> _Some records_
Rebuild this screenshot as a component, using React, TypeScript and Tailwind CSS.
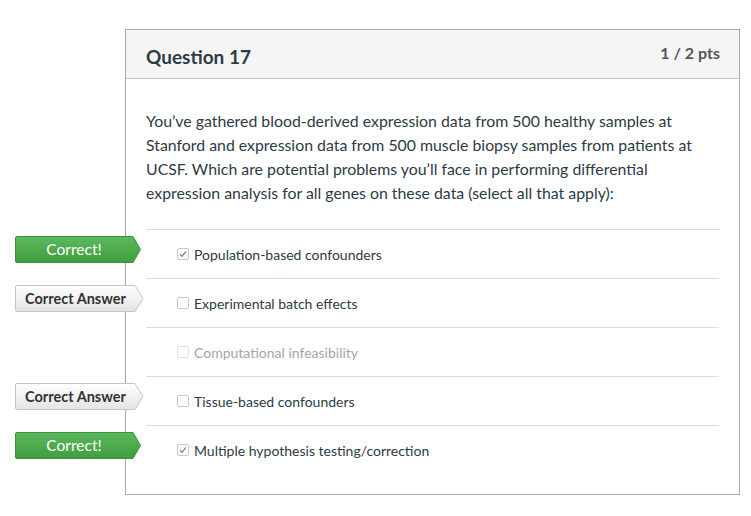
import React from "react";

type Answer = {
  text: string;
  checked: boolean;
  disabled?: boolean;
  label?: "correct" | "answer";
};

const answers: Answer[] = [
  { text: "Population-based confounders", checked: true, label: "correct" },
  { text: "Experimental batch effects", checked: false, label: "answer" },
  { text: "Computational infeasibility", checked: false, disabled: true },
  { text: "Tissue-based confounders", checked: false, label: "answer" },
  { text: "Multiple hypothesis testing/correction", checked: true, label: "correct" },
];

function Flag({ kind }: { kind: "correct" | "answer" }) {
  if (kind === "correct") {
    return (
      <div className="absolute left-[-131px] top-[6px] w-[126px] h-[27px] flex items-center">
        <svg className="absolute inset-0" width="126" height="27" viewBox="0 0 126 27">
          <defs>
            <linearGradient id="gr" x1="0" y1="0" x2="0" y2="1">
              <stop offset="0" stopColor="#5cb85c" />
              <stop offset="1" stopColor="#3f9e3f" />
            </linearGradient>
          </defs>
          <path d="M2 0.5 H118 L125.5 13.5 L118 26.5 H2 Q0.5 26.5 0.5 25 V2 Q0.5 0.5 2 0.5 Z" fill="url(#gr)" stroke="#3a923a" strokeWidth="1" />
        </svg>
        <span className="relative w-[118px] text-center text-[15.5px] leading-[20px] pb-[2px] text-white">Correct!</span>
      </div>
    );
  }
  return (
    <div className="absolute left-[-131px] top-[6px] w-[129px] h-[27px] flex items-center">
      <svg className="absolute inset-0" width="129" height="27" viewBox="0 0 129 27">
        <defs>
          <linearGradient id="gg" x1="0" y1="0" x2="0" y2="1">
            <stop offset="0" stopColor="#ffffff" />
            <stop offset="1" stopColor="#e4e4e4" />
          </linearGradient>
        </defs>
        <path d="M2 0.5 H120 L128 13.5 L120 26.5 H2 Q0.5 26.5 0.5 25 V2 Q0.5 0.5 2 0.5 Z" fill="url(#gg)" stroke="#c4c4c4" strokeWidth="1" />
      </svg>
      <span className="relative w-[121px] text-center text-[14.5px] leading-[20px] font-bold text-[#333]">Correct Answer</span>
    </div>
  );
}

function Box({ checked, disabled }: { checked: boolean; disabled?: boolean }) {
  return (
    <span
      className={`w-[12px] h-[12px] rounded-[2px] border flex items-center justify-center bg-white ${
        disabled ? "border-[#e2e2e2]" : "border-[#c8c8c8]"
      }`}
    >
      {checked && (
        <svg width="8" height="8" viewBox="0 0 8 8">
          <path d="M1 4.2 L3 6.2 L7 1.5" fill="none" stroke="#8a8a8a" strokeWidth="1.3" />
        </svg>
      )}
    </span>
  );
}

export default function App() {
  return (
    <div className="min-h-[516px] bg-white pt-[29px] pl-[125px] font-['Lato','Liberation_Sans',sans-serif] text-[#2d3b45]">
      <div className="w-[615px] h-[466px] border border-[#a9a9a9]">
        {/* Header */}
        <div className="h-[49px] bg-[#f5f5f5] border-b border-[#c7c7c7] flex justify-between pl-[20px] pr-[19px]">
          <h2 className="pt-[14px] text-[19px] font-bold leading-[26px]">Question 17</h2>
          <span className="pt-[12px] text-[16px] font-bold leading-[22px] text-[#555]">1 / 2 pts</span>
        </div>

        {/* Body */}
        <div className="px-[20px] pt-[30px]">
          <p className="text-[15.85px] leading-[24px] pr-[20px]">
            You’ve gathered blood-derived expression data from 500 healthy samples at Stanford and expression data
            from 500 muscle biopsy samples from patients at UCSF. Which are potential problems you’ll face in
            performing differential expression analysis for all genes on these data (select all that apply):
          </p>

          <div className="mt-[24px]">
            {answers.map((a) => (
              <div key={a.text} className="relative h-[49px] border-t border-[#dcdcdc] flex items-center pl-[31px] gap-[5px]">
                {a.label && <Flag kind={a.label} />}
                <Box checked={a.checked} disabled={a.disabled} />
                <span className={`text-[14px] ${a.disabled ? "text-[#a5a5a5]" : "text-[#2d3b45]"}`}>{a.text}</span>
              </div>
            ))}
          </div>
        </div>
      </div>
    </div>
  );
}
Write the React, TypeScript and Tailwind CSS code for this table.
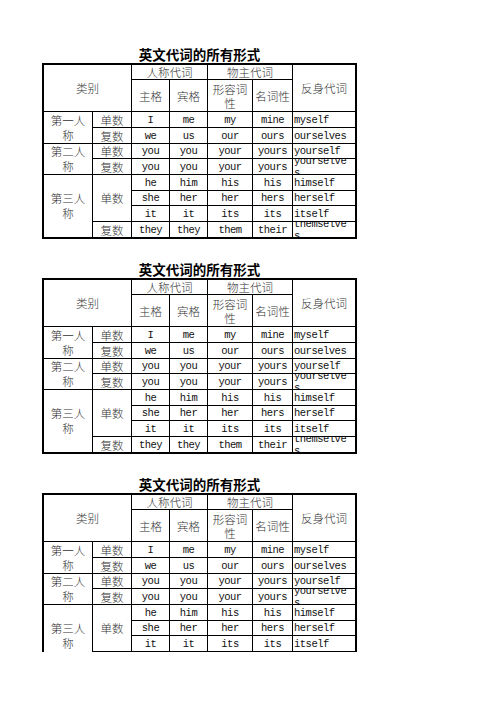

> _Task instructions_
Transcribe each entry above exactly, apart from the pictures.

> _Exercise answer_
Rebuild this screenshot as a component, using React, TypeScript and Tailwind CSS.
import React from "react";

type Answer = {
  text: string;
  checked: boolean;
  disabled?: boolean;
  label?: "correct" | "answer";
};

const answers: Answer[] = [
  { text: "Population-based confounders", checked: true, label: "correct" },
  { text: "Experimental batch effects", checked: false, label: "answer" },
  { text: "Computational infeasibility", checked: false, disabled: true },
  { text: "Tissue-based confounders", checked: false, label: "answer" },
  { text: "Multiple hypothesis testing/correction", checked: true, label: "correct" },
];

function Flag({ kind }: { kind: "correct" | "answer" }) {
  if (kind === "correct") {
    return (
      <div className="absolute left-[-131px] top-[6px] w-[126px] h-[27px] flex items-center">
        <svg className="absolute inset-0" width="126" height="27" viewBox="0 0 126 27">
          <defs>
            <linearGradient id="gr" x1="0" y1="0" x2="0" y2="1">
              <stop offset="0" stopColor="#5cb85c" />
              <stop offset="1" stopColor="#3f9e3f" />
            </linearGradient>
          </defs>
          <path d="M2 0.5 H118 L125.5 13.5 L118 26.5 H2 Q0.5 26.5 0.5 25 V2 Q0.5 0.5 2 0.5 Z" fill="url(#gr)" stroke="#3a923a" strokeWidth="1" />
        </svg>
        <span className="relative w-[118px] text-center text-[15.5px] leading-[20px] pb-[2px] text-white">Correct!</span>
      </div>
    );
  }
  return (
    <div className="absolute left-[-131px] top-[6px] w-[129px] h-[27px] flex items-center">
      <svg className="absolute inset-0" width="129" height="27" viewBox="0 0 129 27">
        <defs>
          <linearGradient id="gg" x1="0" y1="0" x2="0" y2="1">
            <stop offset="0" stopColor="#ffffff" />
            <stop offset="1" stopColor="#e4e4e4" />
          </linearGradient>
        </defs>
        <path d="M2 0.5 H120 L128 13.5 L120 26.5 H2 Q0.5 26.5 0.5 25 V2 Q0.5 0.5 2 0.5 Z" fill="url(#gg)" stroke="#c4c4c4" strokeWidth="1" />
      </svg>
      <span className="relative w-[121px] text-center text-[14.5px] leading-[20px] font-bold text-[#333]">Correct Answer</span>
    </div>
  );
}

function Box({ checked, disabled }: { checked: boolean; disabled?: boolean }) {
  return (
    <span
      className={`w-[12px] h-[12px] rounded-[2px] border flex items-center justify-center bg-white ${
        disabled ? "border-[#e2e2e2]" : "border-[#c8c8c8]"
      }`}
    >
      {checked && (
        <svg width="8" height="8" viewBox="0 0 8 8">
          <path d="M1 4.2 L3 6.2 L7 1.5" fill="none" stroke="#8a8a8a" strokeWidth="1.3" />
        </svg>
      )}
    </span>
  );
}

export default function App() {
  return (
    <div className="min-h-[516px] bg-white pt-[29px] pl-[125px] font-['Lato','Liberation_Sans',sans-serif] text-[#2d3b45]">
      <div className="w-[615px] h-[466px] border border-[#a9a9a9]">
        {/* Header */}
        <div className="h-[49px] bg-[#f5f5f5] border-b border-[#c7c7c7] flex justify-between pl-[20px] pr-[19px]">
          <h2 className="pt-[14px] text-[19px] font-bold leading-[26px]">Question 17</h2>
          <span className="pt-[12px] text-[16px] font-bold leading-[22px] text-[#555]">1 / 2 pts</span>
        </div>

        {/* Body */}
        <div className="px-[20px] pt-[30px]">
          <p className="text-[15.85px] leading-[24px] pr-[20px]">
            You’ve gathered blood-derived expression data from 500 healthy samples at Stanford and expression data
            from 500 muscle biopsy samples from patients at UCSF. Which are potential problems you’ll face in
            performing differential expression analysis for all genes on these data (select all that apply):
          </p>

          <div className="mt-[24px]">
            {answers.map((a) => (
              <div key={a.text} className="relative h-[49px] border-t border-[#dcdcdc] flex items-center pl-[31px] gap-[5px]">
                {a.label && <Flag kind={a.label} />}
                <Box checked={a.checked} disabled={a.disabled} />
                <span className={`text-[14px] ${a.disabled ? "text-[#a5a5a5]" : "text-[#2d3b45]"}`}>{a.text}</span>
              </div>
            ))}
          </div>
        </div>
      </div>
    </div>
  );
}
Write the React, TypeScript and Tailwind CSS code for this table.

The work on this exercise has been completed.